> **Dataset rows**
begin
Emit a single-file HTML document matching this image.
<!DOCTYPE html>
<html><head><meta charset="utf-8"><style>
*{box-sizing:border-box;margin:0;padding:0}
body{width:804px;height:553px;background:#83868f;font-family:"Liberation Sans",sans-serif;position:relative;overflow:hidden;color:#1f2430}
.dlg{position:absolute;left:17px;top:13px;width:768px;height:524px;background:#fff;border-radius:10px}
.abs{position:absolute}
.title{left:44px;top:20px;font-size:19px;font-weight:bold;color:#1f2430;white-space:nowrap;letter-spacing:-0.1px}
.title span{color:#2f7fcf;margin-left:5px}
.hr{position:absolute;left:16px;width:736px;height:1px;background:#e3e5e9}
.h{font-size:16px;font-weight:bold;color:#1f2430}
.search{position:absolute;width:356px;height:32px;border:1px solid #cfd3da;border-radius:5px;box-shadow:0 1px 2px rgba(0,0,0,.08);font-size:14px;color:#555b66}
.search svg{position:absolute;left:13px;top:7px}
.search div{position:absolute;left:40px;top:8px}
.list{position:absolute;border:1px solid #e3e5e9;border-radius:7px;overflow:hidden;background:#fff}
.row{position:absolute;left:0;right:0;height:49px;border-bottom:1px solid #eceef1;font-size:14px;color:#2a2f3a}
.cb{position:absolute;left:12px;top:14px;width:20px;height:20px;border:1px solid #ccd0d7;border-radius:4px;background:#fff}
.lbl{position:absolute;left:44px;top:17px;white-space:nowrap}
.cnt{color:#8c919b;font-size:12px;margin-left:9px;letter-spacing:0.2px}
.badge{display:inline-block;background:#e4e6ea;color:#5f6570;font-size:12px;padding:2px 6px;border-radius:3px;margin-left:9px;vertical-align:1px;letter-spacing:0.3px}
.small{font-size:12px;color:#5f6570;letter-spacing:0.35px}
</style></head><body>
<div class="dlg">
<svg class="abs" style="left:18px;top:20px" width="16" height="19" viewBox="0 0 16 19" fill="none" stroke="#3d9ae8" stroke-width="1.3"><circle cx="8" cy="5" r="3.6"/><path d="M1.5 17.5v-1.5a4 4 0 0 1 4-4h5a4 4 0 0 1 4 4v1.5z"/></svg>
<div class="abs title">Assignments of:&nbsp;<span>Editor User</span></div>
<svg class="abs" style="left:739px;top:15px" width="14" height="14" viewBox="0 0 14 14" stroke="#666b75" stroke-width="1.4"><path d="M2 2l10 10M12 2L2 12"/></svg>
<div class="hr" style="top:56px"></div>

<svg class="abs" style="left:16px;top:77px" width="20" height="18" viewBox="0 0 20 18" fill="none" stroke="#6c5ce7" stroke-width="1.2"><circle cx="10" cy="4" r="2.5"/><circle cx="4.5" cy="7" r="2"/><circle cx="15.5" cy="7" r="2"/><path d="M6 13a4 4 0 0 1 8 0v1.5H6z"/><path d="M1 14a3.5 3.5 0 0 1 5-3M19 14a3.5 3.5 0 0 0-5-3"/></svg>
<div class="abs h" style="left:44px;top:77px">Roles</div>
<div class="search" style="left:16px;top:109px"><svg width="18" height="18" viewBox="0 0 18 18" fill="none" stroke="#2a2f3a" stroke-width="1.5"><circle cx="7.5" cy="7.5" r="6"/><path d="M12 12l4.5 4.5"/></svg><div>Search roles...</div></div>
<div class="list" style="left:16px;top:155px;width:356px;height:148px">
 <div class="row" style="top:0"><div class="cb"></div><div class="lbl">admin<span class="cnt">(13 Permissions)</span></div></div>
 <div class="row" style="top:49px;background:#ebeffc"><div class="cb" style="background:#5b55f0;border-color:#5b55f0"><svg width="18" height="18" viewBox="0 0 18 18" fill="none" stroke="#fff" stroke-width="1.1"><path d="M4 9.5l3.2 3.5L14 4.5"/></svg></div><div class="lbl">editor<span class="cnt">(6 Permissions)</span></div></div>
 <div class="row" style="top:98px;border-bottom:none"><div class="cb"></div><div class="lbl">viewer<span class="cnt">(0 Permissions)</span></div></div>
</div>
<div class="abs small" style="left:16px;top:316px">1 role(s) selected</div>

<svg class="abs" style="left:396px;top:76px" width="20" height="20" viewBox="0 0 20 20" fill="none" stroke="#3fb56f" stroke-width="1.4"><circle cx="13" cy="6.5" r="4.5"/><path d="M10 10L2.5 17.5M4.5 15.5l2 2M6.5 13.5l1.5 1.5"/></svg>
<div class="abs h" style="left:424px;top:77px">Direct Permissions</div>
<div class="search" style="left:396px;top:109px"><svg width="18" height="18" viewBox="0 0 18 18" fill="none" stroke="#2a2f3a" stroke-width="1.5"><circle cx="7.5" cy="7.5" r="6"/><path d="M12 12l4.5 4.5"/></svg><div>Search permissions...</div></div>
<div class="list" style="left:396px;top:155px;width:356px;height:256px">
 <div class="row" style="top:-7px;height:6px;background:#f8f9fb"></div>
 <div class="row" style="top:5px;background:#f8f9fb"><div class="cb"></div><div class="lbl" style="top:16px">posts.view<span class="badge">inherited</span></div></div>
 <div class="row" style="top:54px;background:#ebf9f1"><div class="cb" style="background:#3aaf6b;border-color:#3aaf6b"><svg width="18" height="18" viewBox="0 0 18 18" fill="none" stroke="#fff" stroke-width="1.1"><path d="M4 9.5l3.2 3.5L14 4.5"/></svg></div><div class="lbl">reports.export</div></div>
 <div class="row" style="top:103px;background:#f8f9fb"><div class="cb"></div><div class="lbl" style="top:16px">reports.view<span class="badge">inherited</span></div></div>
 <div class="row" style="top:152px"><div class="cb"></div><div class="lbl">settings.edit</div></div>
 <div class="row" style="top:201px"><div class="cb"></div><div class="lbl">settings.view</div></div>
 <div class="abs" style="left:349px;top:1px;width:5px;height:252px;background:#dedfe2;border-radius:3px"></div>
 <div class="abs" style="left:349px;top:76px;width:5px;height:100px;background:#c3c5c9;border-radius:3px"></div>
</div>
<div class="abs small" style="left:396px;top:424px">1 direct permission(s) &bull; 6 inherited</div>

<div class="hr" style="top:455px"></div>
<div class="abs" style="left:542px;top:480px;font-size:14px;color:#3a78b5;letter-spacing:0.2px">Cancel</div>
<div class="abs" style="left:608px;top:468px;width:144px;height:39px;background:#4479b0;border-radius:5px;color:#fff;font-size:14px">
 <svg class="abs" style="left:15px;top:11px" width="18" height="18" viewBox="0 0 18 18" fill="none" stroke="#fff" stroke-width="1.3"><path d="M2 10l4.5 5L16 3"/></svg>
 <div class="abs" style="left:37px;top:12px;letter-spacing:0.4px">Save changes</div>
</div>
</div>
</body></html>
end
begin
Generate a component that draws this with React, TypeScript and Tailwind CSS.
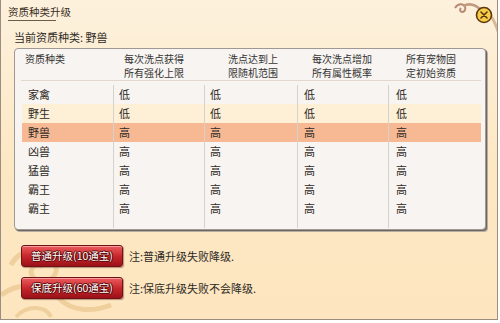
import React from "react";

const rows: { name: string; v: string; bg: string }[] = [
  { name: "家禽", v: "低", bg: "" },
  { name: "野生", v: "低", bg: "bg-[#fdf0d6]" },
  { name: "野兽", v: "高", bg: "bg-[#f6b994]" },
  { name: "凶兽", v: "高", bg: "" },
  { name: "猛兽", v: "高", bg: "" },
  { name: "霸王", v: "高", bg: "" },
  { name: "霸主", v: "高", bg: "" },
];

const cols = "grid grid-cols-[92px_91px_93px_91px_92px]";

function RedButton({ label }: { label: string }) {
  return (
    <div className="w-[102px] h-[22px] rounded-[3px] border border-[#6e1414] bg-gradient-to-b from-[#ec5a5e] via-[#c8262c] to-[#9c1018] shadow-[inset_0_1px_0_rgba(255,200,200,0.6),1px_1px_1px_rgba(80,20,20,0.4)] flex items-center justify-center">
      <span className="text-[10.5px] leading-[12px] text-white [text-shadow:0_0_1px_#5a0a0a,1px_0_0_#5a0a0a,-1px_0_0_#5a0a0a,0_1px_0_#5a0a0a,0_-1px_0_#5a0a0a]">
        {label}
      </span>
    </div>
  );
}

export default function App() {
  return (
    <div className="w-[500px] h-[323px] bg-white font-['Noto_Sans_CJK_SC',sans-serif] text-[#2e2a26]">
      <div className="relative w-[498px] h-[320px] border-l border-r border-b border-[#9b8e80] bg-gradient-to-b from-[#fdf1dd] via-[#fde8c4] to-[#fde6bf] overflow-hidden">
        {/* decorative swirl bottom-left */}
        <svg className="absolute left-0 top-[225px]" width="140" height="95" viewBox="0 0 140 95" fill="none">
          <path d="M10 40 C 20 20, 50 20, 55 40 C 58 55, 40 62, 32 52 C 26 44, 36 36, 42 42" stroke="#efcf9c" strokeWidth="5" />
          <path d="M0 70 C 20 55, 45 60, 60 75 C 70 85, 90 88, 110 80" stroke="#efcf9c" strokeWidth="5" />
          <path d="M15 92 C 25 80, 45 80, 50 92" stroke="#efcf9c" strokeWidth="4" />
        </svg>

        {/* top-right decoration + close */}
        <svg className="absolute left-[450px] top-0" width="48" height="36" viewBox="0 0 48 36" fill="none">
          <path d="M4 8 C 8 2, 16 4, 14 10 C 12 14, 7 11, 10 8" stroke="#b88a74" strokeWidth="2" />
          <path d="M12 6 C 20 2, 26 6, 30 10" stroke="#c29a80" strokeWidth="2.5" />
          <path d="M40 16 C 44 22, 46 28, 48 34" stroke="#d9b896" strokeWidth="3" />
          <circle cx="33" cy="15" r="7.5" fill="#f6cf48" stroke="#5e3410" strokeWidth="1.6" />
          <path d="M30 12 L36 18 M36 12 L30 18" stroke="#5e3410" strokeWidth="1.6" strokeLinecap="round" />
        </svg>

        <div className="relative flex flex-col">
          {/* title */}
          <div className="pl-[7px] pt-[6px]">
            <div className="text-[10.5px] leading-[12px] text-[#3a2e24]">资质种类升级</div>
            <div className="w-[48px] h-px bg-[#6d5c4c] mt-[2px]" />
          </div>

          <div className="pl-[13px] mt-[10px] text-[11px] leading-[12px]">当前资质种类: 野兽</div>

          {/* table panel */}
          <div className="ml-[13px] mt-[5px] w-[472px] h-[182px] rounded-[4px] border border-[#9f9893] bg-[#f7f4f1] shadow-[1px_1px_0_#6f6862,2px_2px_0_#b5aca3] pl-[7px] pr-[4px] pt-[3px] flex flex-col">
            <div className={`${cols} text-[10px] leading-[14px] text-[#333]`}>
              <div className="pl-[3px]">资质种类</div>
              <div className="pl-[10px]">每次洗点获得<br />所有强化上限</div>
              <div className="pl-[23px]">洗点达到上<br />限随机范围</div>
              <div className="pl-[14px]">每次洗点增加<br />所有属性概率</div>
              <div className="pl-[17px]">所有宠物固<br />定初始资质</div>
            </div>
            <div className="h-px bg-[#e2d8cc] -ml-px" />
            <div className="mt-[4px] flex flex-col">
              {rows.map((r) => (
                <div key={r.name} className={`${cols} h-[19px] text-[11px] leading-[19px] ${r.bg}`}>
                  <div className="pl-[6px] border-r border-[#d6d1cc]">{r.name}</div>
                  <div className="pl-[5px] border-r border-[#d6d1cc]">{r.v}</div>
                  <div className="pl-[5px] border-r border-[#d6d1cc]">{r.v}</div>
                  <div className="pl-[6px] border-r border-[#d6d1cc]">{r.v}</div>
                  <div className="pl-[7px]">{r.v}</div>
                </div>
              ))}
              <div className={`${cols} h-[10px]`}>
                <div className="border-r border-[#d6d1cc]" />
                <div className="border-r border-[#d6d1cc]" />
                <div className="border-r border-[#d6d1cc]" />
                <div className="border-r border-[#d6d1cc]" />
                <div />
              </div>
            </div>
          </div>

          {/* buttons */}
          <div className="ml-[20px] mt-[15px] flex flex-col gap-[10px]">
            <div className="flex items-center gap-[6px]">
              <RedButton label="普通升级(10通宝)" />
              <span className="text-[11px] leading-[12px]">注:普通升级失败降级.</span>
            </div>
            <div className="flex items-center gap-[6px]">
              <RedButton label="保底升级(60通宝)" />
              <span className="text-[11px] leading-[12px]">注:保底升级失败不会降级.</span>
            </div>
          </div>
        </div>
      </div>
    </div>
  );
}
end
begin
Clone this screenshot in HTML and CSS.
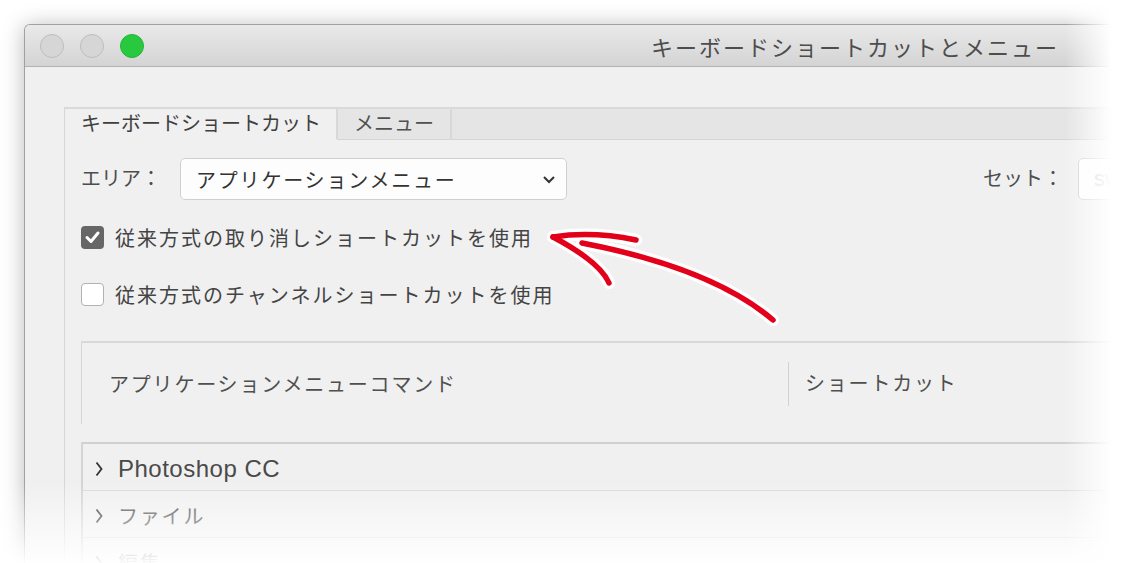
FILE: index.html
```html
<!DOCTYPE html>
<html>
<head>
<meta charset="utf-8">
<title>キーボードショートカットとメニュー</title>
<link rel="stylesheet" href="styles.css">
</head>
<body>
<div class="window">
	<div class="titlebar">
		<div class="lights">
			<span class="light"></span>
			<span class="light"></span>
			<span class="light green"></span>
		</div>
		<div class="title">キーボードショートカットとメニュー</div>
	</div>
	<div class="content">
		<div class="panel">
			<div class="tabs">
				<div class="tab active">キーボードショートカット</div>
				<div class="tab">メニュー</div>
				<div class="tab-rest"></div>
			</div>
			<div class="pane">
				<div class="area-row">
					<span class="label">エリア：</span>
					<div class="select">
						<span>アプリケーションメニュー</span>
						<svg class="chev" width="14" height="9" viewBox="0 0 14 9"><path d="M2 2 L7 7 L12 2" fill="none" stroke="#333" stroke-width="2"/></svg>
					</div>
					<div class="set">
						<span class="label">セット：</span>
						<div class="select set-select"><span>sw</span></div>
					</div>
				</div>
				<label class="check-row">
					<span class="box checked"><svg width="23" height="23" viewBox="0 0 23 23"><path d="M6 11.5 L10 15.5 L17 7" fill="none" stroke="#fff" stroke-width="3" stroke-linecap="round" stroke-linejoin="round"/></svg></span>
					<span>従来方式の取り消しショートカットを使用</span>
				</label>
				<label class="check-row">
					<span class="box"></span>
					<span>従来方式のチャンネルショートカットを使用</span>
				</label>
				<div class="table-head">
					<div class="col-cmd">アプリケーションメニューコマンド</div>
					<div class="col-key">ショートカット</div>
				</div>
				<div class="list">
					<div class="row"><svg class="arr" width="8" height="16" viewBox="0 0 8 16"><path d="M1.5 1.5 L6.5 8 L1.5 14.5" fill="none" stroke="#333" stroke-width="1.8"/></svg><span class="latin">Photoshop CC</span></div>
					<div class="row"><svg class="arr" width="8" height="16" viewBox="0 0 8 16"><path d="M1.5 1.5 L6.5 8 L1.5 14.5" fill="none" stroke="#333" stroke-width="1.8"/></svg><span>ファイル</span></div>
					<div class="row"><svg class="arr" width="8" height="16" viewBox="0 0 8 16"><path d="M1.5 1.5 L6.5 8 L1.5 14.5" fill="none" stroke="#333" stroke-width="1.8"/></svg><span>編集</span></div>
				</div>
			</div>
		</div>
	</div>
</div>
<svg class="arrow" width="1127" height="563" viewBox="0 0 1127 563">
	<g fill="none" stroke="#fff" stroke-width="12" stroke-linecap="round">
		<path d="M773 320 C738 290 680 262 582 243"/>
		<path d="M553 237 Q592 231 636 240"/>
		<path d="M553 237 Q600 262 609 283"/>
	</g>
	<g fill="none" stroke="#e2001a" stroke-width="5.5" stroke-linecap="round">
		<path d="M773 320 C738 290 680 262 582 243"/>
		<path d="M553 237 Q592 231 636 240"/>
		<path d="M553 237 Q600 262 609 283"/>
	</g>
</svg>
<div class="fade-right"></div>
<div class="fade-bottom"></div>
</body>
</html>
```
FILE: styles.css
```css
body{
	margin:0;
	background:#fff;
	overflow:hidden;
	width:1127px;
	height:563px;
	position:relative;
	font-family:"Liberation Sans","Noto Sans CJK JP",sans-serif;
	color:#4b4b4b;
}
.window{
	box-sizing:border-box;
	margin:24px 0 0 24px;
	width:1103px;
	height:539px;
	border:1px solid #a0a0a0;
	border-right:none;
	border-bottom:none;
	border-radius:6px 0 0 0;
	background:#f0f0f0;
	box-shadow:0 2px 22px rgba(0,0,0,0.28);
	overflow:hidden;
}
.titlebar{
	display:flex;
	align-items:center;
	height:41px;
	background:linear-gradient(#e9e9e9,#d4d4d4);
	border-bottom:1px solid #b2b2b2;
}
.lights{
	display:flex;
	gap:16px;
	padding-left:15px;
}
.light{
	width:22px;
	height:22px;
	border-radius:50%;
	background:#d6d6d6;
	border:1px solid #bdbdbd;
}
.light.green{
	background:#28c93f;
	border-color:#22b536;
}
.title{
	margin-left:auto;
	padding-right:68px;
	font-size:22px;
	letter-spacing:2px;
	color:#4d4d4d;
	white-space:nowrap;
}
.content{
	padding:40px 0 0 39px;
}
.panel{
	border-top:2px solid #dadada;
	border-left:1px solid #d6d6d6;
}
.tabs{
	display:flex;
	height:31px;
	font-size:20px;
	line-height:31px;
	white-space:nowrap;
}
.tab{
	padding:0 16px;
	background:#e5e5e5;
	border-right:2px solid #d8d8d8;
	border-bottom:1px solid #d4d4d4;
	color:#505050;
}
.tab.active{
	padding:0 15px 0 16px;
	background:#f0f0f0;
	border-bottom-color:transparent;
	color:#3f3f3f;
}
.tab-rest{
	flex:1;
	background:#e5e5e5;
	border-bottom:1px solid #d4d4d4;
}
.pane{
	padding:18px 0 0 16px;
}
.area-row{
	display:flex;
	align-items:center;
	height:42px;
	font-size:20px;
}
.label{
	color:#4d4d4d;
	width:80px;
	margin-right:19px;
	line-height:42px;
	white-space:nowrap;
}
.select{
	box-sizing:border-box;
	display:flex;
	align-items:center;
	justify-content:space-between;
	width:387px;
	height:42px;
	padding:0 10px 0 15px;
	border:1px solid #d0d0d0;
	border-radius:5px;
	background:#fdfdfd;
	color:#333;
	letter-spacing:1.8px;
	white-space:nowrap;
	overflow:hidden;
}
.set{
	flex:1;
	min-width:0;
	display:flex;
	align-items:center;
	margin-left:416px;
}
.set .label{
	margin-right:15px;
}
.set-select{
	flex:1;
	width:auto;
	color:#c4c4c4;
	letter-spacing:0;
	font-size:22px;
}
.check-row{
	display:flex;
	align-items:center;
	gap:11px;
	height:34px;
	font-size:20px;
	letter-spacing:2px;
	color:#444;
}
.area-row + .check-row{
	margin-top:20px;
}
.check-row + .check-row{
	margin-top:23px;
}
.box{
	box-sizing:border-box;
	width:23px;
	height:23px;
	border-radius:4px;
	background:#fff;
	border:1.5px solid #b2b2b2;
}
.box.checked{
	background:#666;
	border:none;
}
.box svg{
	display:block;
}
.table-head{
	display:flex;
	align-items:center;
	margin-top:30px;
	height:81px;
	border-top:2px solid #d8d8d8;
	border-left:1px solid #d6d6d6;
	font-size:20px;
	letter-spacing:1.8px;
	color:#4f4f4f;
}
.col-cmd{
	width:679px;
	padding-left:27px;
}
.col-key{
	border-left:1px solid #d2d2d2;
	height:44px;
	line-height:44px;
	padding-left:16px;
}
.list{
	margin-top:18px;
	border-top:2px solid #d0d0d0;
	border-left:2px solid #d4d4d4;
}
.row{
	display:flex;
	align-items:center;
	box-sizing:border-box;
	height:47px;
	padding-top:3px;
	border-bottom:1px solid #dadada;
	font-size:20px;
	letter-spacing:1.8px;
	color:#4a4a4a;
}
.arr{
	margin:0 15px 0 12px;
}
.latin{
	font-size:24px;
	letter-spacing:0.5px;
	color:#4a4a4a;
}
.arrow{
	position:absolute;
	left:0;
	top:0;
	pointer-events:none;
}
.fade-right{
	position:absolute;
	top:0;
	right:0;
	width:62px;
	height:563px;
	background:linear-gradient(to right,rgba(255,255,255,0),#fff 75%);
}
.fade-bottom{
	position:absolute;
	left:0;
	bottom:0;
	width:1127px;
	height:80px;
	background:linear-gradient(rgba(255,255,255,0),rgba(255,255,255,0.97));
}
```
end
> **The problem**
Using the listing above, repeat word for word each line from the one with "Generate a component" down to the one with "import React from", both included. Omit all pictures.

> **Response to the exercise**
Generate a component that draws this with React, TypeScript and Tailwind CSS.
import React from "react";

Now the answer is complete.